Task to complete:
Extract every entry word for word. Skip the pictures.

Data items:
◇ ◇ ◇ ◇
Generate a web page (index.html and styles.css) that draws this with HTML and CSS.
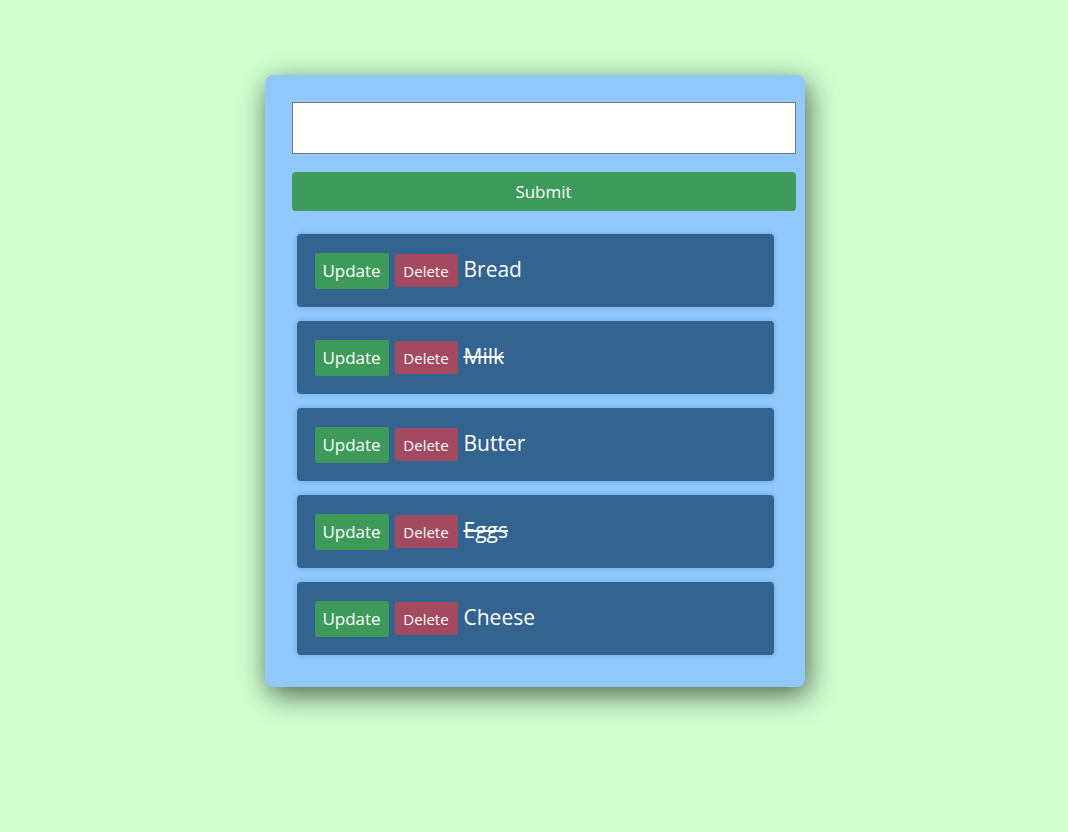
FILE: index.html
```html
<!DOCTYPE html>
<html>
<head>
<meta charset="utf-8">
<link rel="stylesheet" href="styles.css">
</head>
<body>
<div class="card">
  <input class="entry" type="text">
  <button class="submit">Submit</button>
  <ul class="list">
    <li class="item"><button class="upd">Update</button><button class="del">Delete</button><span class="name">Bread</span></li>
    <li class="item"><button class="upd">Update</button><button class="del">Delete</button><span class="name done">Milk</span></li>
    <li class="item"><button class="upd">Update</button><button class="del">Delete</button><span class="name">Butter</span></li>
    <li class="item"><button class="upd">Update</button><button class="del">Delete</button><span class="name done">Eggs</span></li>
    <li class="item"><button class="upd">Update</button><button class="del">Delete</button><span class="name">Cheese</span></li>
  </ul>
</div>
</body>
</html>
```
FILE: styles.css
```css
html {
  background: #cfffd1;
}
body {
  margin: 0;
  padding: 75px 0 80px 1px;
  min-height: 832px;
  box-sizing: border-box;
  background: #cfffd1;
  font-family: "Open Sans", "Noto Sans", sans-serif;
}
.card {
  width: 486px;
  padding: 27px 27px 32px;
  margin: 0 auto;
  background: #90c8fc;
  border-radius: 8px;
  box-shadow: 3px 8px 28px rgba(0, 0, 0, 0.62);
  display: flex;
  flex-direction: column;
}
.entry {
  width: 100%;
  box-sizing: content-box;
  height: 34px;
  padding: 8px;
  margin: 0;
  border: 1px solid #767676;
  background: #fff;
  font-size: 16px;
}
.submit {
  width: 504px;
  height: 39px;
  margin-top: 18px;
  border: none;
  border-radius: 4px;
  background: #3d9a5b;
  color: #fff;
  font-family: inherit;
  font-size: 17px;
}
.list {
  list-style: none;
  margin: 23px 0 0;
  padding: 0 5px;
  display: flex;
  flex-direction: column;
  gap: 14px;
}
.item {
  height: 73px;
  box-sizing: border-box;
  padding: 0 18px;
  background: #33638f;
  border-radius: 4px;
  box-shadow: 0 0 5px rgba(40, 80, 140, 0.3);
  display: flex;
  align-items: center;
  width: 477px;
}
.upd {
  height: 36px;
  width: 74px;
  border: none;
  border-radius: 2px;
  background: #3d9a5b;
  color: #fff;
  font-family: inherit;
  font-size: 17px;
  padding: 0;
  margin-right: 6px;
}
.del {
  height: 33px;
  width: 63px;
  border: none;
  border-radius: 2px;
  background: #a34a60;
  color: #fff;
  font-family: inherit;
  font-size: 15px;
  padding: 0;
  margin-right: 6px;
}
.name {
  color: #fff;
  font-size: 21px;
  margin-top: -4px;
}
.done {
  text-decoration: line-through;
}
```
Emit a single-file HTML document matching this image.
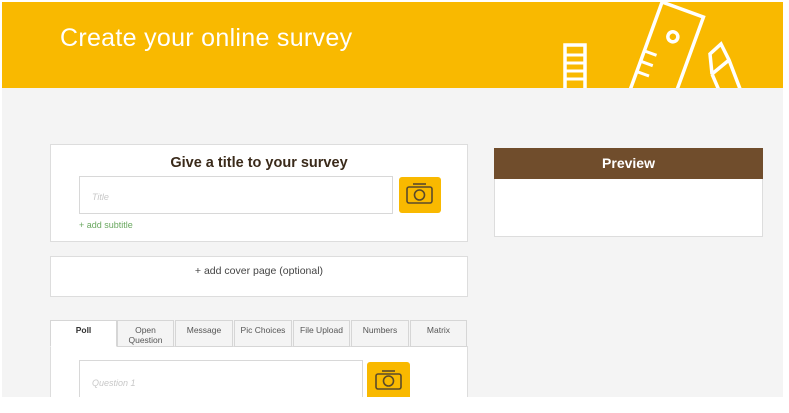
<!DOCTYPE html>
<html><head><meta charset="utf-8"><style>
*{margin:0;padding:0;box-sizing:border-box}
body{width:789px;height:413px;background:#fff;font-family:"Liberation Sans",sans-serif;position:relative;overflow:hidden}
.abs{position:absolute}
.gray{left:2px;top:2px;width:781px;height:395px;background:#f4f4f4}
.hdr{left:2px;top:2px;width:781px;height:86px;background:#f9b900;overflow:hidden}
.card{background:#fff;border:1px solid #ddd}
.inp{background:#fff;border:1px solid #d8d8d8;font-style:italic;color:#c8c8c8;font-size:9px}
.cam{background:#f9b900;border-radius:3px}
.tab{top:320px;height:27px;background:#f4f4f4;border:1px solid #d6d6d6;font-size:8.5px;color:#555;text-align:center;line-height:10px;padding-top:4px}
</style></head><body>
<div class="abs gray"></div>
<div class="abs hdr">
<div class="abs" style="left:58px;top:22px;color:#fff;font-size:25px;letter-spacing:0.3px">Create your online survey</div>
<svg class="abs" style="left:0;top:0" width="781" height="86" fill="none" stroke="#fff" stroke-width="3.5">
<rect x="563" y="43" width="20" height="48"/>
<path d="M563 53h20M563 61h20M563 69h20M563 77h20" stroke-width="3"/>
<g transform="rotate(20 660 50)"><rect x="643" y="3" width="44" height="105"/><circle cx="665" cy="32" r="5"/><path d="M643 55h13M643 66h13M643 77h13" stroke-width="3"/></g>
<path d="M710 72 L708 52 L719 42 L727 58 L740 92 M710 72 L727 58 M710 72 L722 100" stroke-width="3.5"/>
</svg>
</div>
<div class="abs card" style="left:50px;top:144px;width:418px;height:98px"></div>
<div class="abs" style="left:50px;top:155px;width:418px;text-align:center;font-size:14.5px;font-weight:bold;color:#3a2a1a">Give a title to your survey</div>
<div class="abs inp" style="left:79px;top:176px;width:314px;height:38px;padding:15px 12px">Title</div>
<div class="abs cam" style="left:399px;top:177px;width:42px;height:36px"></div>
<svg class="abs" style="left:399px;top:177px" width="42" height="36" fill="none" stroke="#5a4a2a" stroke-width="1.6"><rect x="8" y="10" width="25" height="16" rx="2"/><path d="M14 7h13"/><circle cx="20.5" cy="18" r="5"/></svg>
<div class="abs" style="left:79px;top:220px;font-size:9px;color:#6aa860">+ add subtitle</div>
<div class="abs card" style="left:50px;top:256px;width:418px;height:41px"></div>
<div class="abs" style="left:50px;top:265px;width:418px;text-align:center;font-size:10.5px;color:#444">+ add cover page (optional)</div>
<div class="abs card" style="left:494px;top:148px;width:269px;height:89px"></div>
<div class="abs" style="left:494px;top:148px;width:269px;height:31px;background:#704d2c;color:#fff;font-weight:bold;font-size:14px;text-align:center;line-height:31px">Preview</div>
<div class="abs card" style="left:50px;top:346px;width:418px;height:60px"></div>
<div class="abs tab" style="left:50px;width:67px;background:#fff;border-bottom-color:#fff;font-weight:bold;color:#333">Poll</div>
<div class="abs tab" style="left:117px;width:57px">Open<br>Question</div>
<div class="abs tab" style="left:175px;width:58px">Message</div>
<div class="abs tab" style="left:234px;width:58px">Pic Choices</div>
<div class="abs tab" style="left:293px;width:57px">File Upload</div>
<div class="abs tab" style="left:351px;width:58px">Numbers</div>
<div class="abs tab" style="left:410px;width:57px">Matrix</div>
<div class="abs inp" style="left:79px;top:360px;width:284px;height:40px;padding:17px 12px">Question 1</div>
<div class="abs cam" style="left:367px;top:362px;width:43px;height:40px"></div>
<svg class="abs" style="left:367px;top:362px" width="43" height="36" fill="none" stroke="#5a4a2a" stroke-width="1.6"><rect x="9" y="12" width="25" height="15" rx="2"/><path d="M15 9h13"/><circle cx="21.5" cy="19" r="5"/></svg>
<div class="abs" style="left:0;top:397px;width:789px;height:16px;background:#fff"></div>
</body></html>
◇ ◇ ◇ ◇
Task result:
Generate a web page (index.html and styles.css) that draws this with HTML and CSS.
FILE: index.html
```html
<!DOCTYPE html>
<html>
<head>
<meta charset="utf-8">
<link rel="stylesheet" href="styles.css">
</head>
<body>
<div class="card">
  <input class="entry" type="text">
  <button class="submit">Submit</button>
  <ul class="list">
    <li class="item"><button class="upd">Update</button><button class="del">Delete</button><span class="name">Bread</span></li>
    <li class="item"><button class="upd">Update</button><button class="del">Delete</button><span class="name done">Milk</span></li>
    <li class="item"><button class="upd">Update</button><button class="del">Delete</button><span class="name">Butter</span></li>
    <li class="item"><button class="upd">Update</button><button class="del">Delete</button><span class="name done">Eggs</span></li>
    <li class="item"><button class="upd">Update</button><button class="del">Delete</button><span class="name">Cheese</span></li>
  </ul>
</div>
</body>
</html>
```
FILE: styles.css
```css
html {
  background: #cfffd1;
}
body {
  margin: 0;
  padding: 75px 0 80px 1px;
  min-height: 832px;
  box-sizing: border-box;
  background: #cfffd1;
  font-family: "Open Sans", "Noto Sans", sans-serif;
}
.card {
  width: 486px;
  padding: 27px 27px 32px;
  margin: 0 auto;
  background: #90c8fc;
  border-radius: 8px;
  box-shadow: 3px 8px 28px rgba(0, 0, 0, 0.62);
  display: flex;
  flex-direction: column;
}
.entry {
  width: 100%;
  box-sizing: content-box;
  height: 34px;
  padding: 8px;
  margin: 0;
  border: 1px solid #767676;
  background: #fff;
  font-size: 16px;
}
.submit {
  width: 504px;
  height: 39px;
  margin-top: 18px;
  border: none;
  border-radius: 4px;
  background: #3d9a5b;
  color: #fff;
  font-family: inherit;
  font-size: 17px;
}
.list {
  list-style: none;
  margin: 23px 0 0;
  padding: 0 5px;
  display: flex;
  flex-direction: column;
  gap: 14px;
}
.item {
  height: 73px;
  box-sizing: border-box;
  padding: 0 18px;
  background: #33638f;
  border-radius: 4px;
  box-shadow: 0 0 5px rgba(40, 80, 140, 0.3);
  display: flex;
  align-items: center;
  width: 477px;
}
.upd {
  height: 36px;
  width: 74px;
  border: none;
  border-radius: 2px;
  background: #3d9a5b;
  color: #fff;
  font-family: inherit;
  font-size: 17px;
  padding: 0;
  margin-right: 6px;
}
.del {
  height: 33px;
  width: 63px;
  border: none;
  border-radius: 2px;
  background: #a34a60;
  color: #fff;
  font-family: inherit;
  font-size: 15px;
  padding: 0;
  margin-right: 6px;
}
.name {
  color: #fff;
  font-size: 21px;
  margin-top: -4px;
}
.done {
  text-decoration: line-through;
}
```
Emit a single-file HTML document matching this image.
<!DOCTYPE html>
<html><head><meta charset="utf-8"><style>
*{margin:0;padding:0;box-sizing:border-box}
body{width:789px;height:413px;background:#fff;font-family:"Liberation Sans",sans-serif;position:relative;overflow:hidden}
.abs{position:absolute}
.gray{left:2px;top:2px;width:781px;height:395px;background:#f4f4f4}
.hdr{left:2px;top:2px;width:781px;height:86px;background:#f9b900;overflow:hidden}
.card{background:#fff;border:1px solid #ddd}
.inp{background:#fff;border:1px solid #d8d8d8;font-style:italic;color:#c8c8c8;font-size:9px}
.cam{background:#f9b900;border-radius:3px}
.tab{top:320px;height:27px;background:#f4f4f4;border:1px solid #d6d6d6;font-size:8.5px;color:#555;text-align:center;line-height:10px;padding-top:4px}
</style></head><body>
<div class="abs gray"></div>
<div class="abs hdr">
<div class="abs" style="left:58px;top:22px;color:#fff;font-size:25px;letter-spacing:0.3px">Create your online survey</div>
<svg class="abs" style="left:0;top:0" width="781" height="86" fill="none" stroke="#fff" stroke-width="3.5">
<rect x="563" y="43" width="20" height="48"/>
<path d="M563 53h20M563 61h20M563 69h20M563 77h20" stroke-width="3"/>
<g transform="rotate(20 660 50)"><rect x="643" y="3" width="44" height="105"/><circle cx="665" cy="32" r="5"/><path d="M643 55h13M643 66h13M643 77h13" stroke-width="3"/></g>
<path d="M710 72 L708 52 L719 42 L727 58 L740 92 M710 72 L727 58 M710 72 L722 100" stroke-width="3.5"/>
</svg>
</div>
<div class="abs card" style="left:50px;top:144px;width:418px;height:98px"></div>
<div class="abs" style="left:50px;top:155px;width:418px;text-align:center;font-size:14.5px;font-weight:bold;color:#3a2a1a">Give a title to your survey</div>
<div class="abs inp" style="left:79px;top:176px;width:314px;height:38px;padding:15px 12px">Title</div>
<div class="abs cam" style="left:399px;top:177px;width:42px;height:36px"></div>
<svg class="abs" style="left:399px;top:177px" width="42" height="36" fill="none" stroke="#5a4a2a" stroke-width="1.6"><rect x="8" y="10" width="25" height="16" rx="2"/><path d="M14 7h13"/><circle cx="20.5" cy="18" r="5"/></svg>
<div class="abs" style="left:79px;top:220px;font-size:9px;color:#6aa860">+ add subtitle</div>
<div class="abs card" style="left:50px;top:256px;width:418px;height:41px"></div>
<div class="abs" style="left:50px;top:265px;width:418px;text-align:center;font-size:10.5px;color:#444">+ add cover page (optional)</div>
<div class="abs card" style="left:494px;top:148px;width:269px;height:89px"></div>
<div class="abs" style="left:494px;top:148px;width:269px;height:31px;background:#704d2c;color:#fff;font-weight:bold;font-size:14px;text-align:center;line-height:31px">Preview</div>
<div class="abs card" style="left:50px;top:346px;width:418px;height:60px"></div>
<div class="abs tab" style="left:50px;width:67px;background:#fff;border-bottom-color:#fff;font-weight:bold;color:#333">Poll</div>
<div class="abs tab" style="left:117px;width:57px">Open<br>Question</div>
<div class="abs tab" style="left:175px;width:58px">Message</div>
<div class="abs tab" style="left:234px;width:58px">Pic Choices</div>
<div class="abs tab" style="left:293px;width:57px">File Upload</div>
<div class="abs tab" style="left:351px;width:58px">Numbers</div>
<div class="abs tab" style="left:410px;width:57px">Matrix</div>
<div class="abs inp" style="left:79px;top:360px;width:284px;height:40px;padding:17px 12px">Question 1</div>
<div class="abs cam" style="left:367px;top:362px;width:43px;height:40px"></div>
<svg class="abs" style="left:367px;top:362px" width="43" height="36" fill="none" stroke="#5a4a2a" stroke-width="1.6"><rect x="9" y="12" width="25" height="15" rx="2"/><path d="M15 9h13"/><circle cx="21.5" cy="19" r="5"/></svg>
<div class="abs" style="left:0;top:397px;width:789px;height:16px;background:#fff"></div>
</body></html>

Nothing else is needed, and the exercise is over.